I caught up with a very excited Mich, who gave me a hug and a kiss (I can't believe I smelt very good at the time) and we jogged in side by side under the pipers on the hill. Alex was in a pushchair near the finish and we stopped to get him out then I carried him over the line. Although it wasn't planned it felt so right to cross the line with Mich and Alex. The support I had had in the months of training that got me to the start line meant this really did feel like a team finish to me.
I finished in 12:50. Cutting it a little fine but I was thrilled. When I entered the Fling many months ago I really didn't think 13 hours was achievable.
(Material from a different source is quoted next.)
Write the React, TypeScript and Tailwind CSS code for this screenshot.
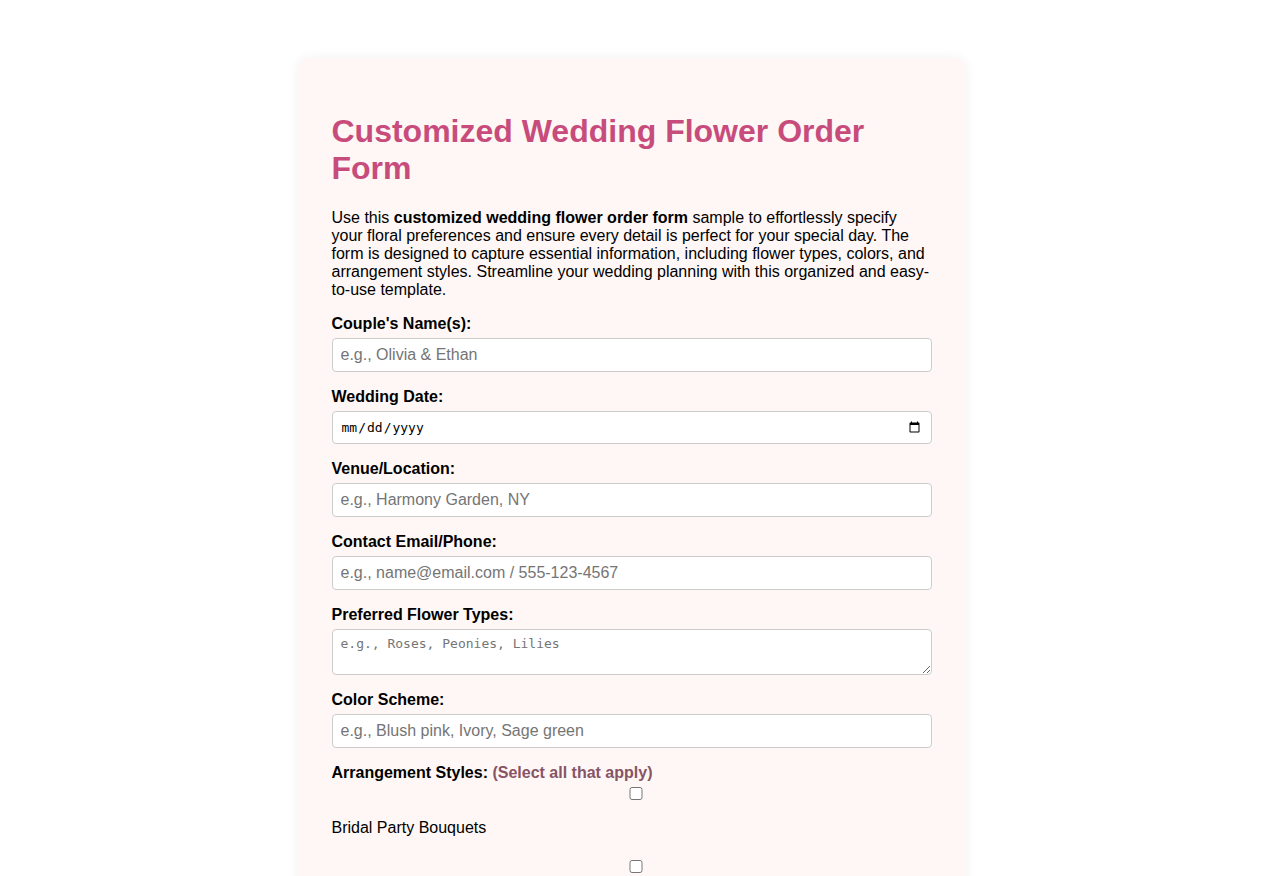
import React from "react";

// Fields shown in the order form
const textFields = [
  { id: "names", label: "Couple's Name(s):", placeholder: "e.g., Olivia & Ethan", type: "text" },
  { id: "date", label: "Wedding Date:", placeholder: "", type: "date" },
  { id: "venue", label: "Venue/Location:", placeholder: "e.g., Harmony Garden, NY", type: "text" },
  { id: "contact", label: "Contact Email/Phone:", placeholder: "e.g., name@email.com / 555-123-4567", type: "text" },
  { id: "flowers", label: "Preferred Flower Types:", placeholder: "e.g., Roses, Peonies, Lilies", type: "textarea" },
  { id: "colors", label: "Color Scheme:", placeholder: "e.g., Blush pink, Ivory, Sage green", type: "text" },
];

const arrangementStyles = [
  "Bridal Party Bouquets",
  "Boutonnieres & Corsages",
  "Ceremony Arch Flowers",
  "Table Centerpieces",
  "Aisle Decorations",
];

const inputClass =
  "block w-full h-[34px] px-2 bg-white border border-[#ccc] rounded text-[16px] text-black placeholder:text-[#757575] font-['Liberation_Sans',Arial,sans-serif]";

export default function App() {
  return (
    <div className="min-h-screen bg-white pt-[58px] pb-10 font-['Liberation_Sans',Arial,sans-serif] text-black">
      <div className="mx-auto w-[668px] bg-[#fff7f5] rounded-xl shadow-[0_0_12px_rgba(0,0,0,0.06)] px-[34px] pt-[55px] pb-8">
        <h1 className="text-[32px] leading-[37px] font-bold text-[#c74c7c] mb-[22px]">
          Customized Wedding Flower Order Form
        </h1>
        <p className="text-[16px] leading-[18px] mb-[15px]">
          Use this <strong>customized wedding flower order form</strong> sample to effortlessly specify
          your floral preferences and ensure every detail is perfect for your special day. The form is
          designed to capture essential information, including flower types, colors, and arrangement
          styles. Streamline your wedding planning with this organized and easy-to-use template.
        </p>

        <form onSubmit={(e) => e.preventDefault()}>
          {textFields.map((field) => (
            <div key={field.id} className="mb-[15px]">
              <label htmlFor={field.id} className="block font-bold text-[16px] leading-[18px] pt-[1px] mb-[5px]">
                {field.label}
              </label>
              {field.type === "textarea" ? (
                <textarea
                  id={field.id}
                  placeholder={field.placeholder}
                  className="block w-full h-[46px] px-2 py-[6px] bg-white border border-[#ccc] rounded text-[13px] leading-[16px] placeholder:text-[#757575] font-['DejaVu_Sans_Mono',monospace]"
                />
              ) : field.type === "date" ? (
                <input
                  id={field.id}
                  type="date"
                  className="block w-full h-[33px] px-2 bg-white border border-[#ccc] rounded text-[13px] font-['DejaVu_Sans_Mono',monospace]"
                />
              ) : (
                <input id={field.id} type="text" placeholder={field.placeholder} className={inputClass} />
              )}
            </div>
          ))}

          <div>
            <span className="block font-bold text-[16px] leading-[18px] pt-[1px]">
              Arrangement Styles: <span className="text-[#875466]">(Select all that apply)</span>
            </span>
            {arrangementStyles.map((style) => (
              <label key={style} className="block pt-[5px] mb-[18px]">
                <input type="checkbox" className="block w-full h-[13px] ml-[4px]" />
                <span className="block mt-[19px] text-[16px] leading-[18px]">{style}</span>
              </label>
            ))}
          </div>
        </form>
      </div>
    </div>
  );
}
Murdo came over to shake my hand and present me with an awesome goodie bag and I sat down to enjoy a well earned beer and cheer the final few finishers home.
Milngavie – Balmaha
Balmaha – Rowardennan
Cliff bar (peanut butter – was a battle to eat it)
Rowardennan – Inversnaid
Inversnaid – Beinglas Farm
Cliff bar (choc chip – didn't really enjoy it)
Beinglas – Tyndrum
I had plenty of water throughout but my platypus had a leak and soaked my sandwiches. I would have eaten more bread if it hadn't have got wet but I don't think it affected my day.